If the COVID-19 pandemic had not got in the way, senior students from Springwood High would have had the chance to really put the heat on Canberra parliamentarians recently - literally.
The high school students, who feature in the ABC TV's Big Weather (and how to survive it) program were going to simulate almost 38 degree temperatures in the offices of several Members of Parliament. Members would have had the chance to try to work at the same temperature the Springwood students have been putting up for for most of their school life in summer.
But instead these students will sweat out another hot summer and the topic of their hot classrooms is expected to be discussed at a national Education Council meeting after the education minister Dan Tehan agreed over a Zoom meeting on the final episode of the series, to commit to raising the idea with state and territory ministers.
"We were meant to go to Canberra," Ian Tjoelker, a Springwood High student leading the project told the Gazette. "Our idea was we would get all these MPs to sit down and use a big light to heat them up to 37.7 degrees - classroom conditions - and then interview them."
While disappointed the Canberra trip didn't go ahead, "everyone was still excited for the opportunity we had". And Ian added he had "learnt a lot about community organisation" and the experience had "opened my mind to government bureaucracy".
As the team leader he is hoping to roll-out the project in other schools to test their research model.
"We think it's really important for students and teachers across Australia ... having national standards is better for working for students and teachers ... and the government really needs to be retro-fitting older schools."
Ian spoke to the Gazette earlier in the year about struggling to learn in a hot classroom because of the lack of air conditioning and the brain drain effect on their learning. He started the 2hot2learn.org movement with other students, after his school missed out on the government's air conditioning program funding. In conjunction with top scientists from Western Sydney University, they collected data to prove they should have been included.
Over the summer of 2018-19 students and parents placed monitors in 16 locations - taking 87 days of data at 10 minute intervals. Indoor school temperatures peaked above 30 degrees on one third of summer days and the maximum classroom temperature peaked at 37.7.
Megan Thomas, a P&C member and the parent liaison of the 2Hot2Learn student group, said: "We were excluded from automatic qualification [in the first round] and that was based on the data from the weather station at Valley Heights,".
The data was sent back to the government to be assessed for second round funding for air conditioning.

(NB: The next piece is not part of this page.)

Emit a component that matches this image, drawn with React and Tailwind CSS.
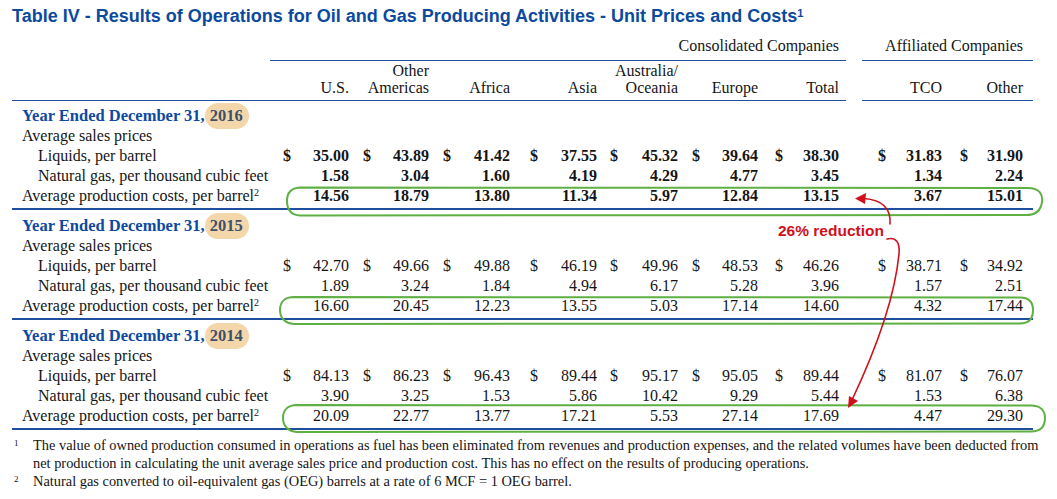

The school is still waiting to hear.
It's a nation-wide issue, this requires action by the federal government, there's an inequality between schools. Throughout the summer there are weeks we are sitting there sweating, the windows are all open, all the fans are blowing around hot air. It gets insanely hot. That is so wrong.
ABC Big Weather host Craig Reucassel said the kids were "that smart with the hot classrooms, imagine how much smarter they would be with cooler ones".
WSU's Dr Sebastian Pfautsch developed his own temperature gauges and loaned them to Springwood High. He also recently released a report on urban heat and the effect of hot spaces on schools. It is the first evidence-based design and building guidelines to address outdoor heat at school. One of his simplest recommendations is more trees.
The research also showed common surfaces in schools, such as unshaded asphalt recorded surface temperatures of up to 70 degrees celsius in summer 2019. It was based on a microclimate of a western Sydney school but he said the results were useful nationally.
"Our summers are becoming increasingly hot. There is a need to better understand microclimates of schools and develop strategies to cool these environments down," said Dr Pfautsch. "By shading ... temperatures can be reduced by more than one third."
He said old schools in particular could look at "what can you change outside the school, can you bring in natural shade, can you for e.g collect your rainwater from your rooves, use that to irrigate your turf areas and your trees so you get a lot of evaporative cooling."
In August Blue Mountains MP Trish Doyle said a number of Mountains schools were frustrated to be on a long waiting list for cooler classrooms and others were still wondering whether their applications from 16 months ago had even been successful.
A Department of Education spokeswoman has said applications for round 2 are still being considered.